*Given data*
******************************

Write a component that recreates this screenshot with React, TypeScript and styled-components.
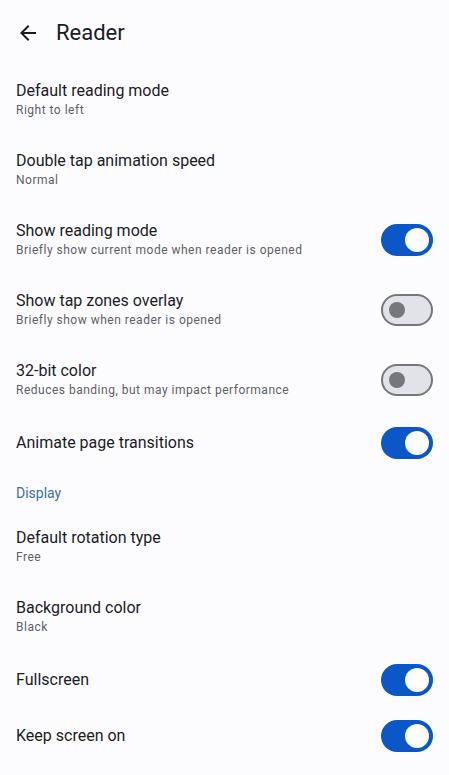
import * as React from "react";
import styled, { createGlobalStyle } from "styled-components";

const GlobalStyle = createGlobalStyle`
  html, body {
    margin: 0;
    padding: 0;
    background: #fcfcff;
    font-family: Roboto, "Noto Sans", sans-serif;
    color: #1b1b1f;
    overflow: hidden;
  }
`;

const Page = styled.div`
  width: 449px;
  height: 775px;
  overflow: hidden;
  background: #fcfcff;
`;

const TopBar = styled.div`
  height: 65px;
  display: flex;
  align-items: center;
  padding: 0 16px;
  gap: 16px;
`;

const BackButton = styled.div`
  width: 24px;
  height: 24px;
  display: flex;
  align-items: center;
  justify-content: center;
  color: #1b1b1f;
`;

const Heading = styled.h1`
  margin: 0;
  font-size: 22px;
  font-weight: 400;
  color: #1b1b1f;
`;

const Row = styled.div<{ $tall: boolean }>`
  height: ${(p) => (p.$tall ? 70 : 56)}px;
  display: flex;
  align-items: center;
  padding: 0 16px;
  gap: 16px;
`;

const Texts = styled.div`
  flex: 1;
  display: flex;
  flex-direction: column;
  gap: 1px;
`;

const Title = styled.div`
  font-size: 16px;
  line-height: 20px;
  color: #1b1b1f;
`;

const Subtitle = styled.div`
  font-size: 12px;
  line-height: 17px;
  letter-spacing: 0.5px;
  color: #5d5e66;
`;

const SectionHeader = styled.div`
  box-sizing: border-box;
  height: 41px;
  display: flex;
  align-items: center;
  padding: 3px 16px 0;
  font-size: 14px;
  color: #3d6ea8;
`;

const Track = styled.div<{ $on: boolean }>`
  box-sizing: border-box;
  width: 52px;
  height: 32px;
  border-radius: 16px;
  flex-shrink: 0;
  display: flex;
  align-items: center;
  justify-content: ${(p) => (p.$on ? "flex-end" : "flex-start")};
  padding: ${(p) => (p.$on ? "0 4px" : "0 6px")};
  background: ${(p) => (p.$on ? "#0b57c8" : "#e2e2e9")};
  border: ${(p) => (p.$on ? "none" : "2px solid #75767e")};
`;

const Thumb = styled.div<{ $on: boolean }>`
  width: ${(p) => (p.$on ? 24 : 16)}px;
  height: ${(p) => (p.$on ? 24 : 16)}px;
  border-radius: 50%;
  background: ${(p) => (p.$on ? "#ffffff" : "#75767e")};
`;

type Item = {
  title: string;
  subtitle?: string;
  toggle?: boolean;
  section?: boolean;
};

const items: Item[] = [
  { title: "Default reading mode", subtitle: "Right to left" },
  { title: "Double tap animation speed", subtitle: "Normal" },
  { title: "Show reading mode", subtitle: "Briefly show current mode when reader is opened", toggle: true },
  { title: "Show tap zones overlay", subtitle: "Briefly show when reader is opened", toggle: false },
  { title: "32-bit color", subtitle: "Reduces banding, but may impact performance", toggle: false },
  { title: "Animate page transitions", toggle: true },
  { title: "Display", section: true },
  { title: "Default rotation type", subtitle: "Free" },
  { title: "Background color", subtitle: "Black" },
  { title: "Fullscreen", toggle: true },
  { title: "Keep screen on", toggle: true },
  // next row sits below the fold, only its switch peeks in
  { title: "", toggle: true },
];

const Switch = ({ on }: { on: boolean }) => (
  <Track $on={on}>
    <Thumb $on={on} />
  </Track>
);

const App = () => {
  return (
    <Page>
      <GlobalStyle />
      <TopBar>
        <BackButton>
          <svg width="24" height="24" viewBox="0 0 24 24" fill="currentColor">
            <path d="M20 11H7.83l5.59-5.59L12 4l-8 8 8 8 1.41-1.41L7.83 13H20v-2z" />
          </svg>
        </BackButton>
        <Heading>Reader</Heading>
      </TopBar>
      {items.map((item, i) =>
        item.section ? (
          <SectionHeader key={i}>{item.title}</SectionHeader>
        ) : (
          <Row key={i} $tall={!!item.subtitle}>
            <Texts>
              {item.title && <Title>{item.title}</Title>}
              {item.subtitle && <Subtitle>{item.subtitle}</Subtitle>}
            </Texts>
            {item.toggle !== undefined && <Switch on={item.toggle} />}
          </Row>
        )
      )}
    </Page>
  );
};

export default App;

******************************

*Given request*
Your task is to repeat the material above exactly, without its pictures.

*Task answer*
Write a component that recreates this screenshot with React, TypeScript and styled-components.
import * as React from "react";
import styled, { createGlobalStyle } from "styled-components";

const GlobalStyle = createGlobalStyle`
  html, body {
    margin: 0;
    padding: 0;
    background: #fcfcff;
    font-family: Roboto, "Noto Sans", sans-serif;
    color: #1b1b1f;
    overflow: hidden;
  }
`;

const Page = styled.div`
  width: 449px;
  height: 775px;
  overflow: hidden;
  background: #fcfcff;
`;

const TopBar = styled.div`
  height: 65px;
  display: flex;
  align-items: center;
  padding: 0 16px;
  gap: 16px;
`;

const BackButton = styled.div`
  width: 24px;
  height: 24px;
  display: flex;
  align-items: center;
  justify-content: center;
  color: #1b1b1f;
`;

const Heading = styled.h1`
  margin: 0;
  font-size: 22px;
  font-weight: 400;
  color: #1b1b1f;
`;

const Row = styled.div<{ $tall: boolean }>`
  height: ${(p) => (p.$tall ? 70 : 56)}px;
  display: flex;
  align-items: center;
  padding: 0 16px;
  gap: 16px;
`;

const Texts = styled.div`
  flex: 1;
  display: flex;
  flex-direction: column;
  gap: 1px;
`;

const Title = styled.div`
  font-size: 16px;
  line-height: 20px;
  color: #1b1b1f;
`;

const Subtitle = styled.div`
  font-size: 12px;
  line-height: 17px;
  letter-spacing: 0.5px;
  color: #5d5e66;
`;

const SectionHeader = styled.div`
  box-sizing: border-box;
  height: 41px;
  display: flex;
  align-items: center;
  padding: 3px 16px 0;
  font-size: 14px;
  color: #3d6ea8;
`;

const Track = styled.div<{ $on: boolean }>`
  box-sizing: border-box;
  width: 52px;
  height: 32px;
  border-radius: 16px;
  flex-shrink: 0;
  display: flex;
  align-items: center;
  justify-content: ${(p) => (p.$on ? "flex-end" : "flex-start")};
  padding: ${(p) => (p.$on ? "0 4px" : "0 6px")};
  background: ${(p) => (p.$on ? "#0b57c8" : "#e2e2e9")};
  border: ${(p) => (p.$on ? "none" : "2px solid #75767e")};
`;

const Thumb = styled.div<{ $on: boolean }>`
  width: ${(p) => (p.$on ? 24 : 16)}px;
  height: ${(p) => (p.$on ? 24 : 16)}px;
  border-radius: 50%;
  background: ${(p) => (p.$on ? "#ffffff" : "#75767e")};
`;

type Item = {
  title: string;
  subtitle?: string;
  toggle?: boolean;
  section?: boolean;
};

const items: Item[] = [
  { title: "Default reading mode", subtitle: "Right to left" },
  { title: "Double tap animation speed", subtitle: "Normal" },
  { title: "Show reading mode", subtitle: "Briefly show current mode when reader is opened", toggle: true },
  { title: "Show tap zones overlay", subtitle: "Briefly show when reader is opened", toggle: false },
  { title: "32-bit color", subtitle: "Reduces banding, but may impact performance", toggle: false },
  { title: "Animate page transitions", toggle: true },
  { title: "Display", section: true },
  { title: "Default rotation type", subtitle: "Free" },
  { title: "Background color", subtitle: "Black" },
  { title: "Fullscreen", toggle: true },
  { title: "Keep screen on", toggle: true },
  // next row sits below the fold, only its switch peeks in
  { title: "", toggle: true },
];

const Switch = ({ on }: { on: boolean }) => (
  <Track $on={on}>
    <Thumb $on={on} />
  </Track>
);

const App = () => {
  return (
    <Page>
      <GlobalStyle />
      <TopBar>
        <BackButton>
          <svg width="24" height="24" viewBox="0 0 24 24" fill="currentColor">
            <path d="M20 11H7.83l5.59-5.59L12 4l-8 8 8 8 1.41-1.41L7.83 13H20v-2z" />
          </svg>
        </BackButton>
        <Heading>Reader</Heading>
      </TopBar>
      {items.map((item, i) =>
        item.section ? (
          <SectionHeader key={i}>{item.title}</SectionHeader>
        ) : (
          <Row key={i} $tall={!!item.subtitle}>
            <Texts>
              {item.title && <Title>{item.title}</Title>}
              {item.subtitle && <Subtitle>{item.subtitle}</Subtitle>}
            </Texts>
            {item.toggle !== undefined && <Switch on={item.toggle} />}
          </Row>
        )
      )}
    </Page>
  );
};

export default App;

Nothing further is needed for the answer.